Coronavirus, accusato di aver contagiato il paesino, parla «l’untore» di Castelverde: «Le calunnie? Un colpo al cuore»

Riccardo Frosi, 20 anni, è accusato di aver partecipato a una festa segreta che ha causato poi quasi 50 positivi. Suo nonno è da poco deceduto per Covid

Riccardo Frosi ha 20 anni, vive a Castelverde, un piccolo paese in provincia di Cremona dove tutti sanno tutto e basta mettere in giro una voce per distruggere la vita di una persona. É capitato proprio a lui, giovane perito chimico che ha da poco perso il nonno per Covid. «In paese dicono che sono andato a una festa privata il 29 dicembre e che, così, avrei portato il virus nella mia famiglia (diversi membri sono poi risultati positivi, ndr). Queste accuse mi feriscono, sono un colpo al cuore soprattutto dopo la perdita di mio nonno. Non voglio fare la vittima ma non posso accettare che vengano dette cose false», ci spiega.


La festa il 29 dicembre

Altro che festa, Frosi quella sera dice di essere stato «a casa con i genitori»: «Ho rispettato le regole. Certo, sono sempre andato a lavoro ma ho fatto diversi test e non sono mai risultato positivo al Covid». Eppure l’etichetta affibbiata dai compaesani è chiara: “untore”. «Sono amareggiato e arrabbiato. Devono pensarci prima di mettere in giro queste voci: quando mi sono state riferite dagli amici, ero a casa in quarantena e non potevo nemmeno difendermi, non potevo replicare», ci dice. Adesso Frosi sta cercando di tornare alla vita di sempre ma ha un obiettivo: «Voglio guardare in faccia chi ha detto quelle cose su di me».


Da 2 positivi a quasi 50

Certo, non si può nascondere che passare da 2 positivi a quasi 50 in così poco tempo – in un paesino di poco più di 5mila abitanti – vuol dire che qualcosa deve essere andato storto; che qualcuno deve aver trasgredito le regole. Secondo l’ultimo bollettino, citato dalla sindaca di Castelverde, Graziella Locci, allo stato attuale ci sarebbero «37 casi di persone positive al virus, dopo un lungo periodo Covid free». «Considero questo dato preoccupante», dice a Open.

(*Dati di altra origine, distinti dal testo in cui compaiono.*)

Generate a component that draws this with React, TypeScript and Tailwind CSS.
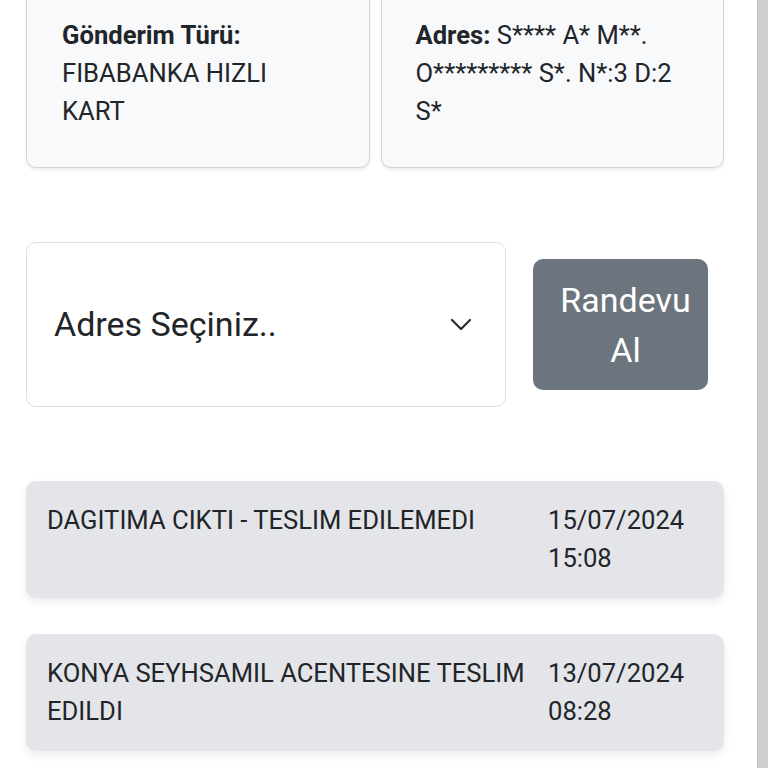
import React from "react";

const font = { fontFamily: "Roboto, 'Noto Sans', sans-serif" };

function Chevron() {
  return (
    <svg width="22" height="14" viewBox="0 0 22 14" fill="none">
      <path d="M2 2 L11 11 L20 2" stroke="#2b2b2b" strokeWidth="2.2" strokeLinecap="round" strokeLinejoin="round" />
    </svg>
  );
}

function Movement({ text, date, time }: { text: string; date: string; time: string }) {
  return (
    <div className="rounded-[10px] bg-[#e4e5e8] shadow-[0_4px_8px_rgba(0,0,0,0.08)] pl-[21px] pr-[8px] pt-[20px] pb-[21px] grid grid-cols-[1fr_168px] gap-[10px] text-[25.6px] leading-[38px] text-[#212529]">
      <div>{text}</div>
      <div>
        <div>{date}</div>
        <div>{time}</div>
      </div>
    </div>
  );
}

export default function App() {
  return (
    <div className="flex h-[768px] w-[768px] overflow-hidden bg-white" style={font}>
      <div className="w-[757px] h-full overflow-hidden">
        <div className="pl-[26px] pr-[33px] mt-[-20px]">
          <div className="grid grid-cols-2 gap-[11px]">
            <div className="rounded-[10px] border border-[#d3d5d8] bg-[#f8f9fa] shadow-[0_2px_3px_rgba(0,0,0,0.08)] px-[35px] pt-[35px] pb-[37px] text-[25.6px] leading-[38px] text-[#212529]">
              <span className="font-bold">Gönderim Türü:</span>
              <br />
              FIBABANKA HIZLI KART
            </div>
            <div className="rounded-[10px] border border-[#d3d5d8] bg-[#f8f9fa] shadow-[0_2px_3px_rgba(0,0,0,0.08)] px-[34px] pt-[35px] pb-[37px] text-[25.6px] leading-[38px] text-[#212529]">
              <span className="font-bold">Adres:</span> S**** A* M**. O********* S*. N*:3 D:2 S*
            </div>
          </div>

          <div className="mt-[74px] flex items-center">
            <div className="w-[480px] h-[165px] rounded-[10px] border border-[#dcdee1] bg-white flex items-center justify-between pl-[27px] pr-[33px]">
              <span className="text-[34px] text-[#212529]">Adres Seçiniz..</span>
              <Chevron />
            </div>
            <div className="ml-[27px] w-[175px] h-[131px] rounded-[10px] bg-[#6c757d] text-white text-[34px] leading-[50px] flex items-center justify-center text-center pl-[20px] pr-[10px]">
              Randevu Al
            </div>
          </div>

          <div className="mt-[74px] flex flex-col gap-[36px]">
            <Movement text="DAGITIMA CIKTI - TESLIM EDILEMEDI" date="15/07/2024" time="15:08" />
            <Movement text="KONYA SEYHSAMIL ACENTESINE TESLIM EDILDI" date="13/07/2024" time="08:28" />
          </div>
        </div>
      </div>
      <div className="w-[11px] h-full bg-[#cfcfcf] border-l border-[#bdbdbd]" />
    </div>
  );
}
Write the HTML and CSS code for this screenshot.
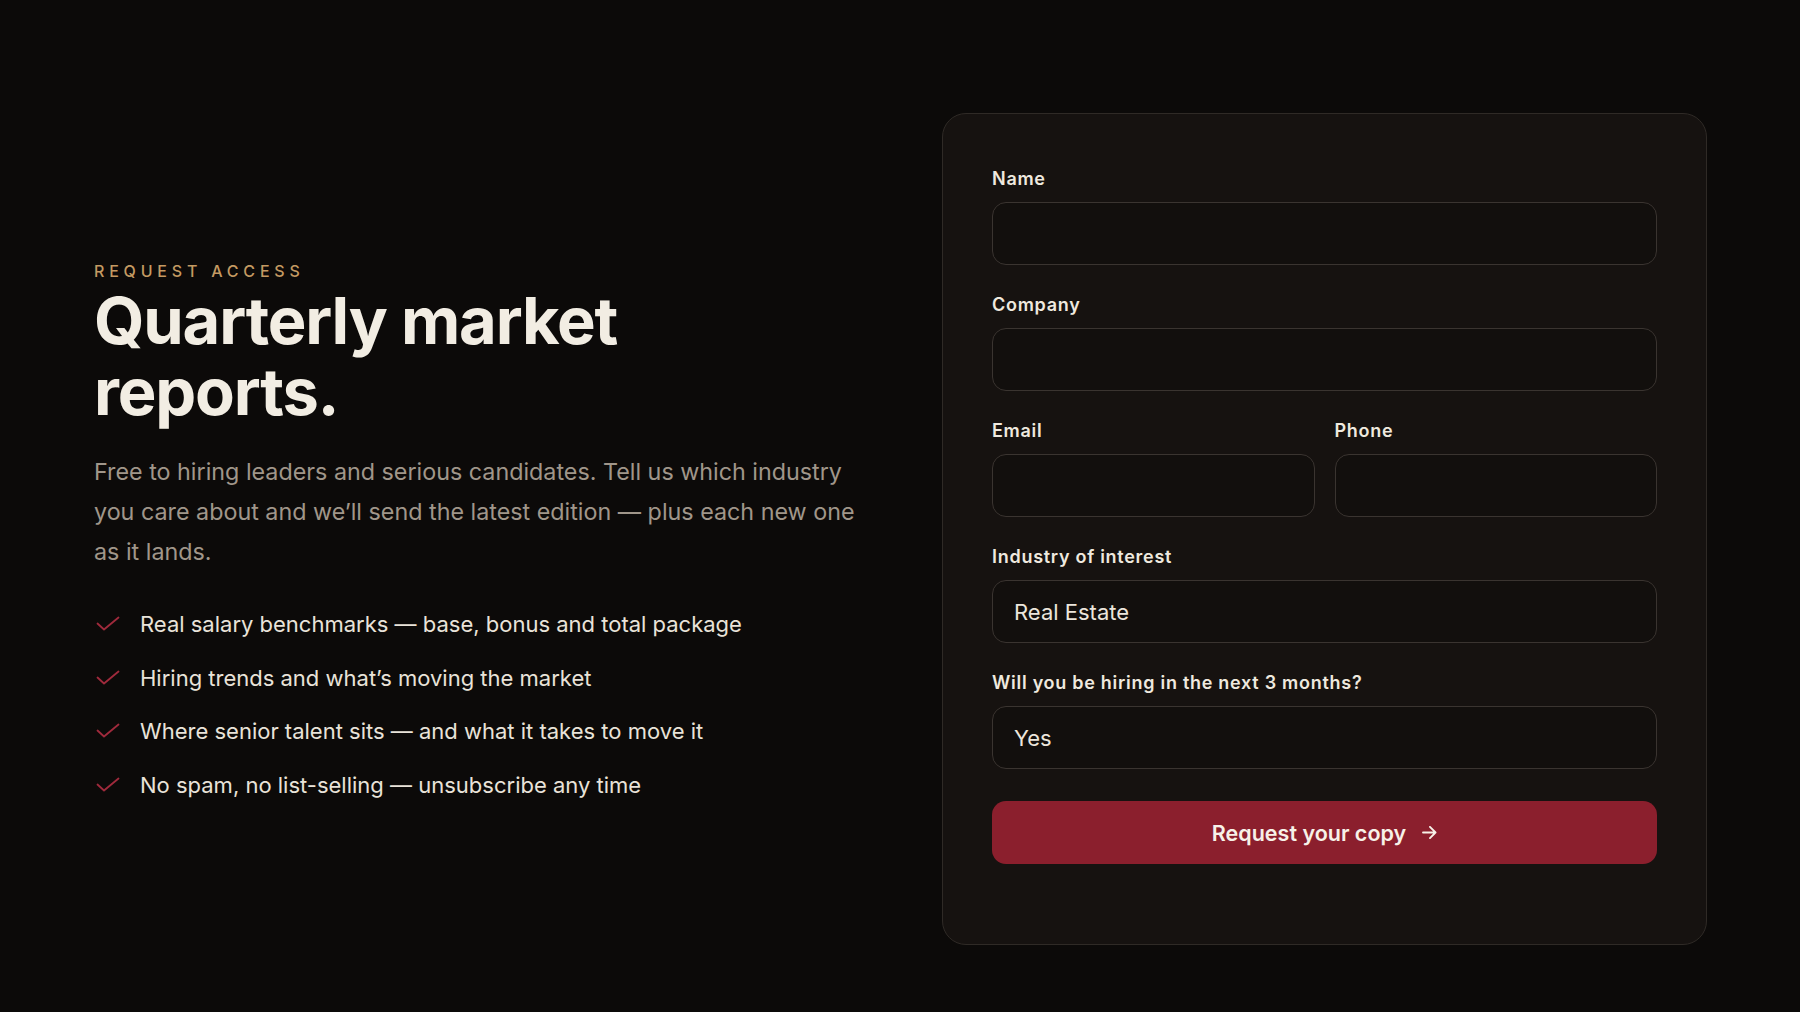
FILE: index.html
```html
<!DOCTYPE html>
<html lang="en">
<head>
<meta charset="utf-8">
<title>Request access — Quarterly market reports</title>
<link rel="stylesheet" href="styles.css">
</head>
<body>
<main class="page">
  <section class="intro">
    <p class="eyebrow">REQUEST ACCESS</p>
    <h1 class="title">Quarterly market<br>reports.</h1>
    <p class="lede">Free to hiring leaders and serious candidates. Tell us which industry you care about and we’ll send the latest edition — plus each new one as it lands.</p>
    <ul class="perks">
      <li class="perk"><svg class="check" viewBox="0 0 24 16" aria-hidden="true"><path d="M1.5 7.5 L8 13.5 L22.5 1.5"/></svg><span>Real salary benchmarks — base, bonus and total package</span></li>
      <li class="perk"><svg class="check" viewBox="0 0 24 16" aria-hidden="true"><path d="M1.5 7.5 L8 13.5 L22.5 1.5"/></svg><span>Hiring trends and what’s moving the market</span></li>
      <li class="perk"><svg class="check" viewBox="0 0 24 16" aria-hidden="true"><path d="M1.5 7.5 L8 13.5 L22.5 1.5"/></svg><span>Where senior talent sits — and what it takes to move it</span></li>
      <li class="perk"><svg class="check" viewBox="0 0 24 16" aria-hidden="true"><path d="M1.5 7.5 L8 13.5 L22.5 1.5"/></svg><span>No spam, no list-selling — unsubscribe any time</span></li>
    </ul>
  </section>

  <form class="card">
    <div class="field">
      <label class="label">Name</label>
      <div class="input"></div>
    </div>
    <div class="field">
      <label class="label">Company</label>
      <div class="input"></div>
    </div>
    <div class="row">
      <div class="field">
        <label class="label">Email</label>
        <div class="input"></div>
      </div>
      <div class="field">
        <label class="label">Phone</label>
        <div class="input"></div>
      </div>
    </div>
    <div class="field">
      <label class="label">Industry of interest</label>
      <div class="input">Real Estate</div>
    </div>
    <div class="field">
      <label class="label">Will you be hiring in the next 3 months?</label>
      <div class="input">Yes</div>
    </div>
    <button type="button" class="submit">Request your copy
      <svg class="arrow" viewBox="0 0 16 14" aria-hidden="true"><path d="M1 7 H14.5 M8.5 1 L14.5 7 L8.5 13"/></svg>
    </button>
  </form>
</main>
</body>
</html>
```

FILE: styles.css
```css
* { box-sizing: border-box; }

html, body {
  margin: 0;
  padding: 0;
  background: #0c0a09;
  font-family: Inter, "Noto Sans", "Liberation Sans", sans-serif;
  -webkit-font-smoothing: antialiased;
}

.page {
  height: 1012px;
  padding: 113px 93px 0 94px;
  display: grid;
  grid-template-columns: 1fr 1fr;
  column-gap: 83px;
  align-items: start;
}

.intro {
  padding-top: 148px;
}

.eyebrow {
  margin: 0;
  font-size: 16px;
  line-height: 20px;
  font-weight: 500;
  letter-spacing: 0.3em;
  color: #c49a62;
}

.title {
  margin: 4px 0 0;
  font-size: 65px;
  line-height: 71px;
  font-weight: 700;
  letter-spacing: -0.018em;
  color: #f2ede3;
}

.lede {
  margin: 25px 0 0;
  font-size: 23.3px;
  line-height: 40px;
  color: #a0968a;
}

.perks {
  list-style: none;
  margin: 37px 0 0;
  padding: 0;
  display: flex;
  flex-direction: column;
  gap: 23.5px;
}

.perk {
  display: flex;
  align-items: center;
  gap: 20px;
  font-size: 22px;
  line-height: 30px;
  color: #e9e3d9;
}

.check {
  width: 24px;
  height: 16px;
  margin-left: 2px;
  flex: none;
  fill: none;
  stroke: #a02a3c;
  stroke-width: 1.8;
  stroke-linecap: round;
  stroke-linejoin: round;
}

.card {
  height: 832px;
  background: #161210;
  border: 1px solid #2f2a26;
  border-radius: 24px;
  padding: 53px 49px 0;
  display: flex;
  flex-direction: column;
  gap: 28px;
}

.row {
  display: grid;
  grid-template-columns: 1fr 1fr;
  gap: 20px;
}

.field {
  display: flex;
  flex-direction: column;
  gap: 11px;
}

.label {
  font-size: 18px;
  line-height: 24px;
  font-weight: 600;
  letter-spacing: 0.04em;
  color: #efe9df;
}

.input {
  height: 63px;
  border: 1px solid #3a3430;
  border-radius: 14px;
  background: #120f0d;
  padding: 0 21px;
  display: flex;
  align-items: center;
  font-size: 22px;
  color: #ece6dc;
}

.submit {
  margin-top: 4px;
  height: 63px;
  border: none;
  border-radius: 14px;
  background: #8b1f2d;
  color: #f7f1e8;
  font-family: inherit;
  font-size: 21.5px;
  font-weight: 600;
  display: flex;
  align-items: center;
  justify-content: center;
  gap: 16px;
  cursor: pointer;
}

.arrow {
  width: 15px;
  height: 13px;
  fill: none;
  stroke: #f7f1e8;
  stroke-width: 2;
  stroke-linecap: round;
  stroke-linejoin: round;
}
```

All’origine di tutto ci sarebbe davvero una festa, organizzata nella vicina Marzalengo (frazione di Castelverde). Un veglione di Capodanno anticipato al 29 dicembre che ha causato 43 contagiati e 1 persona in terapia intensiva. «Abbiamo visto tante immagini pubblicate su Instagram e poi rimosse», ci confida la sindaca. «Molti mi hanno telefonato per denunciare persone che avrebbero partecipato alla festa e che starebbe violando la quarantena. E così io le ho contattate una per una. Alcuni hanno negato, altri hanno parlato di fughe sporadiche», spiega la sindaca a Open che ha incontrato Riccardo Frosi e, proprio oggi, «un altro ragazzo additato ancora una volta come untore». Anche lui, come Frosi, non avrebbe però partecipato alla famigerata festa.

La caccia alle streghe

In merito a quanto accaduto durante le festività, Graziella Locci lancia un appello: «Non trarre conclusioni insensate su persone che possono risultare estranee ai contagi». Parla chiaramente di Frosi. «La caccia alle streghe – continua – crea solo aggressività che preoccupa quanto il virus», dice. Una preoccupazione dimostrata anche dai fatti: la caccia all’untore specialmente nella prima fase della pandemia, come documentato da Open, ha scatenato diverse reazioni deplorevoli: aggressioni con tanto di bottigliate in faccia a cittadini cinesi, paura per gli asiatici additati come “untori”, e accuse ai fuorisede che chiedevano semplicemente di tornare a casa dalle loro famiglie.